Going forward, the Cunninghams hope global climate change will help their vineyards, which top out at 3,000 feet in elevation, and the availability of water for irrigation does not loom as an issue. Aquifers and nearby rivers paved the way for Arizona developer Bill Brownlee’s plan to blend homes, schools, business and agriculture into the 6,000-acre M3 Eagle/Spring Valley Ranch community just over the hill from 3 Horse Ranch Vineyards.

“Eagle is an area where there are a number of nice housing developments,” said Jones, the Southern Oregon University professor. “It’s a beautiful, beautiful area, and then once you pass Eagle, you are in those foothills. If people get enough access to water, I think those are going to be great places to grow grapes.”

According to the AVA petition, the Spring Valley Ranch master plan includes 400 acres of vineyards. The Cunninghams estimate 3 Horse Ranch includes an additional 550 plantable acres, and that the best sites have not been touched.

And while she may not realize it yet, if the Eagle Foothills AVA is established, Martha might end up fielding calls and emails from across the country asking for tips on how to write petitions to the TTB. 
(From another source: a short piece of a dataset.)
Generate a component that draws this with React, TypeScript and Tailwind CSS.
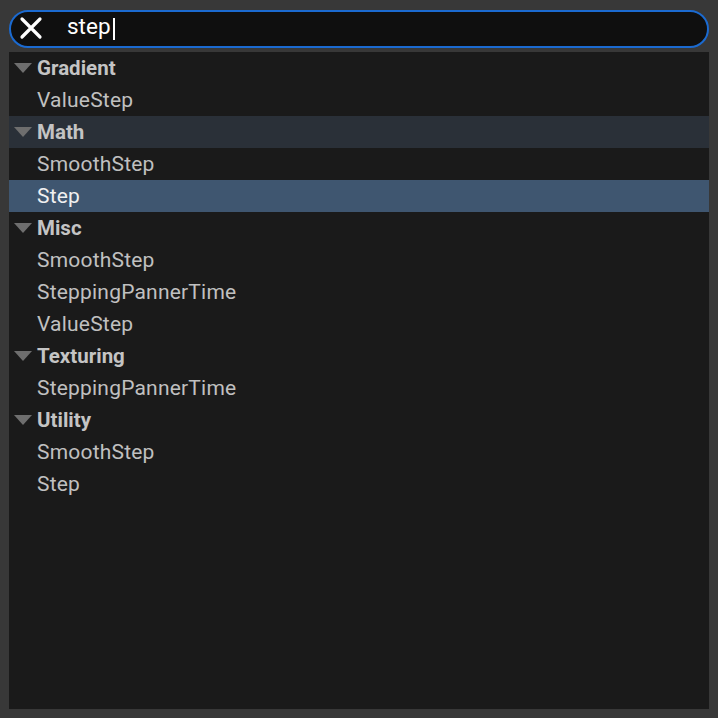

“I’m going to tell them, ‘Call C.J. Check with Greg,’ ” she said playfully.

Later, she turned serious.

“I am so fortunate to live in a time and place that allows me to accomplish the things that are important to me,” she explained. “We knew we were right about this place and this drainage. Gary knew the soils. We knew the sun exposure. We knew the water. We could feel this is the right thing to do for us — and the right thing for Idaho and the right thing for Eagle.”

The phone calls and emails could start before the end of 2015.